Fast sitting sounds so much more exciting that "riding," doesn't it? Unfortunately, the focus on building an infrastructure to support "carrying" vehicles seems to have ruled out that most storied of developments - the moving sidewalk.

That doesn't mean people didn't try. Wine merchant Alfred Speer devised a fairly neat method to solve the congestion problem in NY. He patented the "Endless Traveling or Railway Sidewalk," a moving loop that went around Broadway.

Check it out:

BUQ8P.jpg

(images courtesy of Allways NY)

Anyway, this would be my favorite bizarre detail: a traveling ladies drawing room! The intent was to provide shelter during bad weather.

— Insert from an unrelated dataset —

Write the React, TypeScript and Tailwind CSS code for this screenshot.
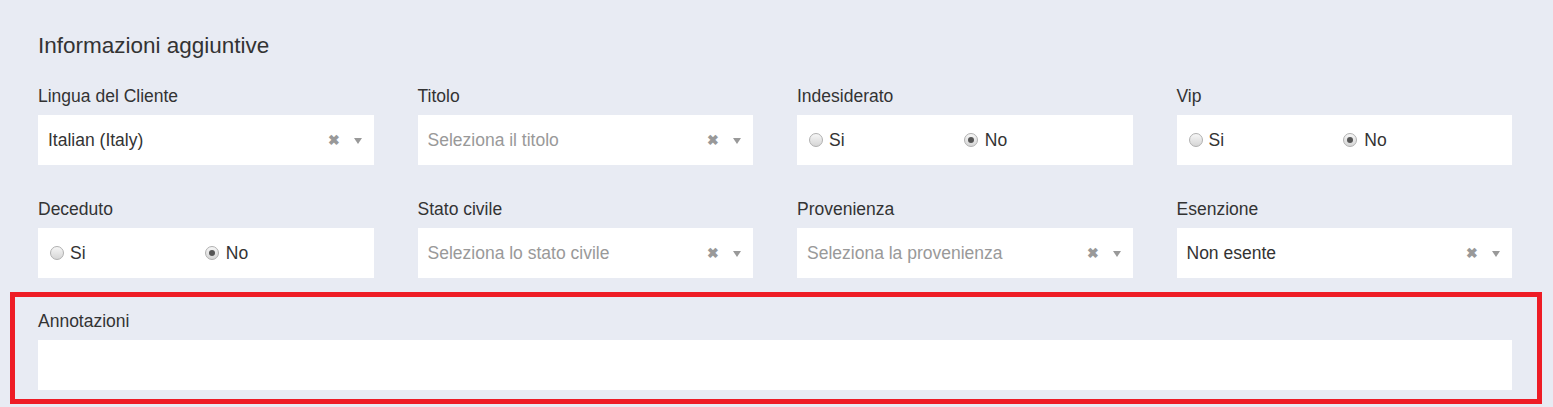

Screen shot 2011-11-20 at 10.33.47 AM.png

So why didn't it happen?

Let Allways explain:

Speer got as far as proposing his system to the New York State legislature (1873 price tag: $3,722,400) and even won approval from lawmakers. However, New York Governor John Dix objected to the fact that the elevated line intruded on street-level sidewalks. After Speer altered the plans and again won approval from the legislature, Dix again rejected the plan because the elevated loop system would have to cross Broadway twice. By 1874 it was clear that Speer’s vision would not be accepted by the governor in any form, and the hopes for the project were quashed. Speer would again try to sell his idea for an elevated sidewalk in the developing New Jersey towns along the Hudson River bank, and even formed the American Rapid Transit Company to sell stock, but the plan eventually fizzled. Today, New Yorkers are left with the moving sidewalk’s vertical cousin the escalator, and are also most likely to use the nineteen century sidewalk’s descendant hurrying through an airport to catch that great twentieth century innovation, the jet airliner.